The logical database reads the selected data of the node node.

Event block:

GET table [LATE].

This event is triggered by the PUTstatement in the above subroutine. This event block allows you to process the data read for node in the corresponding interface work area.

       8.      Processing after reading data.

Subroutine:

AFTER EVENT 'END-OF-SELECTION'.

The logical database can use this subroutine for necessary actions after reading data, for example, releasing memory space.

Event block:

END-OF-SELECTION.

Last reporting event. You can use this event block to process the temporary dataset that you have created (for example, sort it).

       9.      If a list was generated during the above steps, the list processor in the runtime environment takes control of the program and displays the list.

Example

Suppose TABLE1 is the root node and TABLE2 is its only subordinate node in a logical database.
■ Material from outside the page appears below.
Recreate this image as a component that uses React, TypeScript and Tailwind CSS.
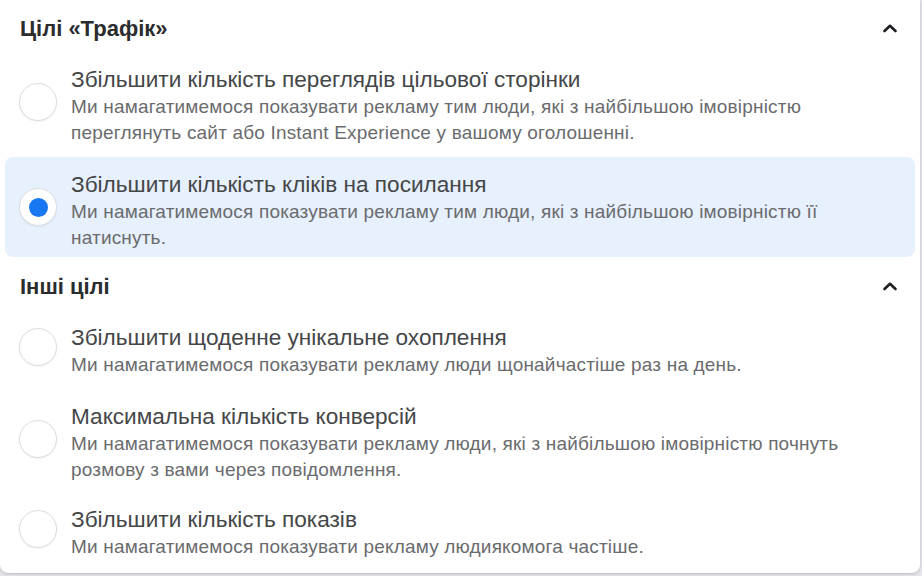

The processing steps for reading and processing data would then have the following hierarchical order:

START-OF-SELECTION.

  FORM put_table1.

  GET table1.

    FORM put_table2.

    GET table2.

  GET table1 LATE.

END-OF-SELECTION.

Authorization Checks in Logical Databases

It makes sense to use authorization checks using the AUTHORITY-CHECK statement in the following subroutines in the database program or event blocks of the executable program:

        Subroutines in the database program:

        PAI

        AUTHORITY_CHECK_table

        Event blocks in the executable program:

        AT SELECTION-SCREEN

        AT SELECTION-SCREEN ON fname

        AT SELECTION-SCREEN ON END OF fname

        GET table

Whether you place the authorization checks in the database program or in the executable program depends on the following:

        The structure of the logical database.

For example, you should only check authorizations for company code if you actually read lines containing the company code at runtime.

        Performance

Avoid repetitive checks – for example, within SELECT loops.

The separation of database access and application logic allows you to program all of your authorization checks centrally in the logical database program. This makes it easier to maintain large programming systems.